Среди наиболее примечательных памятников нового миросозерцания назовем пьесы виднейшего драматурга того времени Тан Сяньцзу, ученика Ло Жуфана и близкого друга Ли Чжи и Юань Хундао, а также большое собрание любовных историй, составленное около 1630 года писателем Фэн Мэнлуном. Самая известная пьеса Тан Сяньцзу носит название "Пионовая беседка". Она написана по мотивам предания о девушке по имени Ду Линян, которая во сне влюбилась в некоего юношу и умерла от тоски, но благодаря силе своего любовного чувства вернулась к жизни и благополучно вышла замуж за возлюбленного (сделавшего успешную карьеру).

Подобные и многие другие истории о пылкой любви представлены и в книге Фэн Мэнлуна. В предисловии к ней автор пишет о себе: "С юных лет я прослыл большим поклонником чувства. Встретив дружественного мне человека, я открывал ему свое сердце и делил с ним все радости и горести. И если мне становилось известно, что кто-то живет в бедности или страдает от несправедливости, даже если он был мне незнаком, я бросался к нему на помощь. Если я встречал человека чувства, я склонялся перед ним. А если встречал человека без чувств, старался пробудить их в нем…" В своем панегирике чувствам Фэн Мэнлун заявляет далее, что чувство - это нить, на которую нанизываются все вещи в мире, а без этой нити они были бы подобны "рассыпавшимся монетам". Мечта его - возвестить миру о "религии чувства", которая могла бы с успехом заменить и сострадание Будды и человечность Конфуция.

Фэн Мэнлуну чувство кажется средой со-общительности человека с "небесными" устоями жизни (каковые для него, как для каждого конфуцианского ученого, воплощались в существующем укладе жизни). Это означало, помимо прочего, что для Фэн Мэнлуна и всех поклонников страстной жизни последняя способна связывать воедино мир живых и мир мертвых, "убивать живое и оживлять мертвое". Подобный взгляд на природу чувства, заметим, в точности совпадает с представлением о "врожденном знании" в кругах последователей Ван Янмина. Романтические литераторы соотносили сверхъестественную силу чувственного духа с миром сновидений, невольно-вольных "странствий души", когда наше "я", как бы умирая, открывает себя другим жизням. "Из страсти происходит сон, из сна происходит пьеса", - гласит формула Тан Сяньцзу. Сон есть мир "удивительного" (ци), мир иллюзий и фантастики. Но тот же сон знаменует предел самооставленности и спонтанности, а потому и полноты ощущений в жизни.

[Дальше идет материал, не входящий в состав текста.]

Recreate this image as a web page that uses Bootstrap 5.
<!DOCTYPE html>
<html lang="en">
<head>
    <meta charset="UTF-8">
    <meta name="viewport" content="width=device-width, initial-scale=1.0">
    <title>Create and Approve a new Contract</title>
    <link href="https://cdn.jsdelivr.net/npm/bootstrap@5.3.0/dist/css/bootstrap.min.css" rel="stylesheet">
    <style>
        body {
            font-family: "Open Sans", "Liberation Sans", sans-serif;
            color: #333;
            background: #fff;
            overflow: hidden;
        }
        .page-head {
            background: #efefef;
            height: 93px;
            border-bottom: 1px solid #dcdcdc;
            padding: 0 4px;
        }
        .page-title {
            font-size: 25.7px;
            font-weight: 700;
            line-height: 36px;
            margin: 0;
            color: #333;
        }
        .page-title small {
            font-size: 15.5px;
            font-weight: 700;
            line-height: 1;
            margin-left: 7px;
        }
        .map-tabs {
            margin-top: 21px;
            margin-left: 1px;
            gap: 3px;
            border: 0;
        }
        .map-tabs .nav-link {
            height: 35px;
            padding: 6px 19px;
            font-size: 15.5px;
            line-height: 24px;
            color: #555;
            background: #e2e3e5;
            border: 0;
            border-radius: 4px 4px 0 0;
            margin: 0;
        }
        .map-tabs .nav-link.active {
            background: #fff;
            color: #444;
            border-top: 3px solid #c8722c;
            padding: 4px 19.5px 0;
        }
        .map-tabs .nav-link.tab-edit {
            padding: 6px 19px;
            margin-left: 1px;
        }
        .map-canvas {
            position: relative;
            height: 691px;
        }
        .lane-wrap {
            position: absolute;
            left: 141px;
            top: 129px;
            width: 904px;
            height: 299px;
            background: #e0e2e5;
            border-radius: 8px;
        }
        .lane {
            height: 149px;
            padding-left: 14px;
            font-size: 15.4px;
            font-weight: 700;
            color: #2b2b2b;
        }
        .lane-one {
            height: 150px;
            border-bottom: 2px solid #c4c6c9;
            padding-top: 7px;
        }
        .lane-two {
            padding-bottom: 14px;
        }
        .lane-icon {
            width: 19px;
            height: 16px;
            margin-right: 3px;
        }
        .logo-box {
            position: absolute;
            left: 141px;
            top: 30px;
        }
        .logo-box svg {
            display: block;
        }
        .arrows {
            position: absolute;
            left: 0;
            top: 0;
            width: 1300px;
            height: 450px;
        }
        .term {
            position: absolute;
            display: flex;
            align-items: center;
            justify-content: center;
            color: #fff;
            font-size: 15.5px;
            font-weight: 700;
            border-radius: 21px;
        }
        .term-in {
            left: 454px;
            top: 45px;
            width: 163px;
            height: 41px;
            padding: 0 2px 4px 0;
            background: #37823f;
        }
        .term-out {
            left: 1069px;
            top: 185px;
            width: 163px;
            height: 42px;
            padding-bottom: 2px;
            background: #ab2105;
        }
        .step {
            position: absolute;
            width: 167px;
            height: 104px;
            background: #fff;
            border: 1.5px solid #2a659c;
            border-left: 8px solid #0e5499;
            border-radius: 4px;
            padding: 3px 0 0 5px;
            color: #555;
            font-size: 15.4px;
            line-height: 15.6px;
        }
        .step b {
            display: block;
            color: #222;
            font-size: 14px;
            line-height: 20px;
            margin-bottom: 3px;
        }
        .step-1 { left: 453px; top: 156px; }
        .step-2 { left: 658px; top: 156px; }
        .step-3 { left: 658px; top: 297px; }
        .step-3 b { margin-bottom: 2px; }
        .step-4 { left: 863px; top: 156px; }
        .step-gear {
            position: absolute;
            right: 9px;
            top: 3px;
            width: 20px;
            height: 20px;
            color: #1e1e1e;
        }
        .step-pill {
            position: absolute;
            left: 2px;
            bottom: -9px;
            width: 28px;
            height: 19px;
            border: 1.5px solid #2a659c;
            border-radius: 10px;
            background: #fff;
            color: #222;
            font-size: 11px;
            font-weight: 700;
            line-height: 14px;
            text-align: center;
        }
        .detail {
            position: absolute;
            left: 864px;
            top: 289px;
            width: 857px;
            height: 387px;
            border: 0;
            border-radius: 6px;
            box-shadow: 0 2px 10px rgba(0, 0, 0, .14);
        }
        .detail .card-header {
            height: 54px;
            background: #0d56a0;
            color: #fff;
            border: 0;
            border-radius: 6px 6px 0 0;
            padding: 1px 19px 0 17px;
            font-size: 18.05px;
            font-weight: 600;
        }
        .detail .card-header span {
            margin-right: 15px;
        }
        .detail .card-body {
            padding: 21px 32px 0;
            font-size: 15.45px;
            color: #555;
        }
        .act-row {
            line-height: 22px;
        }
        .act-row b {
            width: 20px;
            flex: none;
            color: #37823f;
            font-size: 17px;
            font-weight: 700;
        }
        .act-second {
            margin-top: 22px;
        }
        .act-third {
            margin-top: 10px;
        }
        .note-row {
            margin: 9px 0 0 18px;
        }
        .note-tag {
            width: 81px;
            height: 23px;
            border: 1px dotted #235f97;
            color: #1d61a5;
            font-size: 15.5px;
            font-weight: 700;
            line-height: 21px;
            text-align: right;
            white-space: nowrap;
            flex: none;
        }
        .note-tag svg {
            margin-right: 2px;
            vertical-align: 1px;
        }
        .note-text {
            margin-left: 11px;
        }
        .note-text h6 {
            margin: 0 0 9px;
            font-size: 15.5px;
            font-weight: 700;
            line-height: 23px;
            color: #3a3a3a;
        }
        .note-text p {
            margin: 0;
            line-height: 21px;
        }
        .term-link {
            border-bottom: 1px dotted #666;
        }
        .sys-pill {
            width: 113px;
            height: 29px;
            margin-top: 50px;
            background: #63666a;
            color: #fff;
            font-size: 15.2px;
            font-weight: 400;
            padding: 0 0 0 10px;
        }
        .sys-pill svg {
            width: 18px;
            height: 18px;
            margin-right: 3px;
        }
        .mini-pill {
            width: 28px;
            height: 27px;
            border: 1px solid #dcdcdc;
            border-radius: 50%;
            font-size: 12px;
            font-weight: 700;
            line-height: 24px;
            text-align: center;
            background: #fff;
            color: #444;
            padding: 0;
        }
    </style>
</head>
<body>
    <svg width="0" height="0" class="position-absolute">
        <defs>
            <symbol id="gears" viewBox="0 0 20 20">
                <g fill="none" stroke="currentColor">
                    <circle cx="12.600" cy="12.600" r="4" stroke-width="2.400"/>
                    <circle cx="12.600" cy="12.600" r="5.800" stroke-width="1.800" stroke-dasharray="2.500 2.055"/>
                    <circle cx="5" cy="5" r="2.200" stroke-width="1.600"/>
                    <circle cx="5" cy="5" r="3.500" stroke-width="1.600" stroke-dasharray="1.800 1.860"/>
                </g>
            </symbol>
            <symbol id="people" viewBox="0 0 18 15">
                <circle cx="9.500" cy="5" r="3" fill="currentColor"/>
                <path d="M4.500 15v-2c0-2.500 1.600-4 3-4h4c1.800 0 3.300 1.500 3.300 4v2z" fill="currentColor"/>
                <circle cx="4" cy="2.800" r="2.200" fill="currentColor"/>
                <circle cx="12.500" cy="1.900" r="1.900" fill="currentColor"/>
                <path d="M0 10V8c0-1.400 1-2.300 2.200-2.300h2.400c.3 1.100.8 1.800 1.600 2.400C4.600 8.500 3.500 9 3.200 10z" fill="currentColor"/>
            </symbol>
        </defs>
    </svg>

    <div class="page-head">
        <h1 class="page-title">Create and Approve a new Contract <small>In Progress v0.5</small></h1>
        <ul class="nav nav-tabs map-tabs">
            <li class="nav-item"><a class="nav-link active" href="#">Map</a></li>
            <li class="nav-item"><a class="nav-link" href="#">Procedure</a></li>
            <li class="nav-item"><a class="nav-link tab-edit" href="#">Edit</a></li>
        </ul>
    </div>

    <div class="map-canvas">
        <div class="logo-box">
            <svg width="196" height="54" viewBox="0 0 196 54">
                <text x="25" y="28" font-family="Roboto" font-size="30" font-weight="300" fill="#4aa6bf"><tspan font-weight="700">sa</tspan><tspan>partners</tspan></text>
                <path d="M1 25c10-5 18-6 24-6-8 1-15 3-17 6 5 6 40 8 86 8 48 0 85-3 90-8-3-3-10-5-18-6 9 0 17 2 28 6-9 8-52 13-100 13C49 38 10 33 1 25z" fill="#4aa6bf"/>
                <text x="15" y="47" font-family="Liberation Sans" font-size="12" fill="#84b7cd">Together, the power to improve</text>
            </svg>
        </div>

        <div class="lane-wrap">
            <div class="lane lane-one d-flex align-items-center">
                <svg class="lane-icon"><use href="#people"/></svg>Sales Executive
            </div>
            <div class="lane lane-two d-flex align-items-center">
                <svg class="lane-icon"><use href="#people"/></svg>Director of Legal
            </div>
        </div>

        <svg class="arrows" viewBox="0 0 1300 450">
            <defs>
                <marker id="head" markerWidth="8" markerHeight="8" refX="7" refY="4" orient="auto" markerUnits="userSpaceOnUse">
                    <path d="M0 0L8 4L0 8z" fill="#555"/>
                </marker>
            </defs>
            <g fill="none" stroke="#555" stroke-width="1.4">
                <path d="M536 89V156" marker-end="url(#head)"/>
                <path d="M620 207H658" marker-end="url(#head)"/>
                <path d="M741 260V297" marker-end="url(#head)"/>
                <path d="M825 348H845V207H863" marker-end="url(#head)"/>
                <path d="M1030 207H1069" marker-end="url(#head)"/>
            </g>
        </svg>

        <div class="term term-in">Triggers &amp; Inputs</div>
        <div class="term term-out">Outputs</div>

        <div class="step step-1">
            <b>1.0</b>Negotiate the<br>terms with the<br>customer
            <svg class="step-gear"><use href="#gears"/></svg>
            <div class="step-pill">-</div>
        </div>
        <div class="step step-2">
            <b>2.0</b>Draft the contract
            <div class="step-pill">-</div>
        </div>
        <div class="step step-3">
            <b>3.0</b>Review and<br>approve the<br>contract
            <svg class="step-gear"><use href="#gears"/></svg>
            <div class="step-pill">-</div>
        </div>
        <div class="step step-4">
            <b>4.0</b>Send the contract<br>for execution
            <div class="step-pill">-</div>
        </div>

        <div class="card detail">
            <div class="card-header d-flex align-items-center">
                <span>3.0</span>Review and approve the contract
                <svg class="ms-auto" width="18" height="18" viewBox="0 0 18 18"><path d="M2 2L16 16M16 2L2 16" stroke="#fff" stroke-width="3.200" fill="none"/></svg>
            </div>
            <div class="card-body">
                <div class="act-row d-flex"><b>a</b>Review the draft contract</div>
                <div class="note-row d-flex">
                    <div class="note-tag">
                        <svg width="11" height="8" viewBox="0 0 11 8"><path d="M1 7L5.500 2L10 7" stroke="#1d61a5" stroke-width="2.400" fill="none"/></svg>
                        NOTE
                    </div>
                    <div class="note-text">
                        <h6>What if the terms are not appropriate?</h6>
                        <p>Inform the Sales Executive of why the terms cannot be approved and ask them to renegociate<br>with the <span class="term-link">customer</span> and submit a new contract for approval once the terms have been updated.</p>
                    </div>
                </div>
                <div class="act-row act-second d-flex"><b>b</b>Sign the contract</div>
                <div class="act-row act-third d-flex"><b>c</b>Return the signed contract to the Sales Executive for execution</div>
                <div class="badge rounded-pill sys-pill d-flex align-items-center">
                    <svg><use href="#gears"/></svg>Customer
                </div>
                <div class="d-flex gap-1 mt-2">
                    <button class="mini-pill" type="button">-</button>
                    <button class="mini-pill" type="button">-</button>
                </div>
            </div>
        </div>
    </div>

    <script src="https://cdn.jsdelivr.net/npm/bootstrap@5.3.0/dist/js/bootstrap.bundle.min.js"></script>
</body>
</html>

Если эмоция и сознательная воля, по китайским представлениям, находятся в отношениях некоего подвижного равновесия, то было бы логично предположить, что усиление эмоции должно обострить и само сознание. Такое предположение как раз и подтверждает вывод о том, что именно страстная жизнь ведет к постижению "высшей истины". Авторитетнейший знаток искусств Дун Цичан в рассуждениях об антикварных предметах придает парадоксу "спасительных страстей" откровенно нравоучительную окраску: "Небо устроило таким образом, что безудержное веселье непременно приводит к пресыщению. Посему крайнее возбуждение чувств обязательно обернется покоем и отрешенностью, а чрезмерная оживленность внезапно обратит мысли к чистому покою…"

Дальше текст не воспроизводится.